Ian Fleming, James Bond’s creator, suggested both the Solo character as well as the overall spy concept for the TV show. Five decades later, Guy Ritchie (who also directs) and Lionel Wigram adapted the original concept into an action film that mixes action, intrigue and humor—a combo that the TV series worked well. Unfortunately, those elements don’t quite jell in this 2015 wannabe. Dialogue tries to be James Bondish tongue-in-cheek, but more often becomes awkward innuendo. Particularly notice an implied sex scene with Solo (Henry Cavill). 
Speaking of Cavill, who has recently played a stoic Superman as well as bumbling Clark Kent, his Napoleon Solo is dapperly dressed (as was Robert Vaughn in the original) and mannequin-stiff. (Vaughn was never so proper.) That is doubly bothersome because of Cavill’s hunky physique. I could not help thinking of him as Clark Kent without glasses, in this case unhesitatingly hopping into bed at the drop of a negligee.  Casting another towering stud, Armie Hammer as Illya Kuryakin, is somewhat problematic as well.
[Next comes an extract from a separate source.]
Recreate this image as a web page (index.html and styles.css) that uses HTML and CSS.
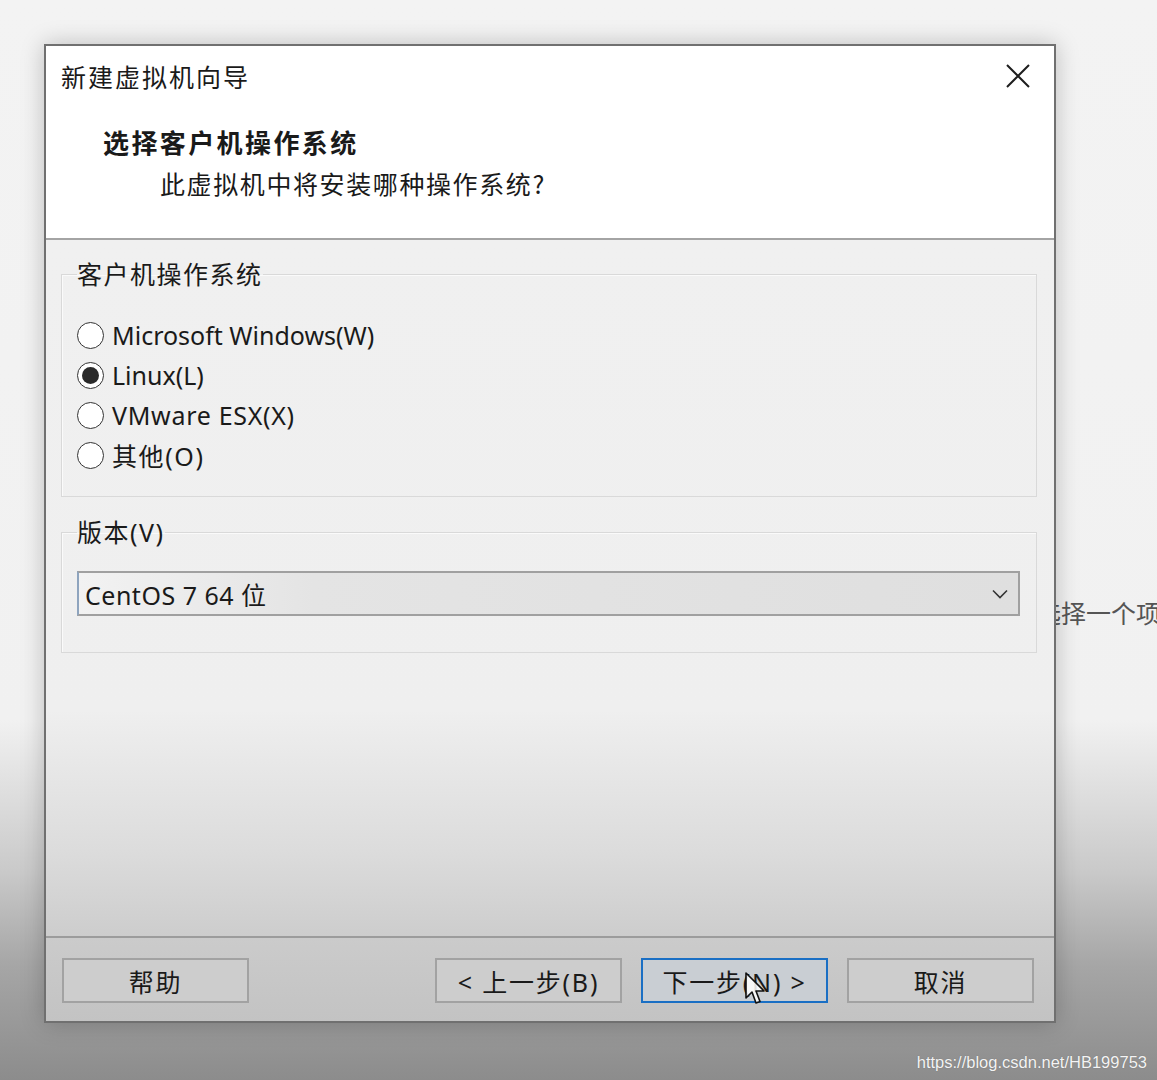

David McCallum (TV’s Illya) he is not. Then again, who would want an exact duplicate of actors? Not me. I just expected more brain than brawn here. 
The first third of the movie moves along with the enemy secret agents literally at each other’s throats over the rescue of garage mechanic Gaby Teller (Alicia Vikander). The plot involves both sides trying to get to her German scientist father first. Solo and Kuryakin’s reluctant teaming up occupies the second act, while by Act III, the two spies have become friends and compatriots. That is when Hugh Grant’s Mr. Waverly enters. He eventually becomes the head of the spy agency. Again, this is before the U.N.C.L.E. agency of the title has been conceived. (That stood for United Network Command for Law and Enforcement…for those taking notes.) Calling this movie The Man from U.N.C.L.E. is misleading. Naming it The Future Men from U.N.C.L.E. is probably too cumbersome, but truthful. 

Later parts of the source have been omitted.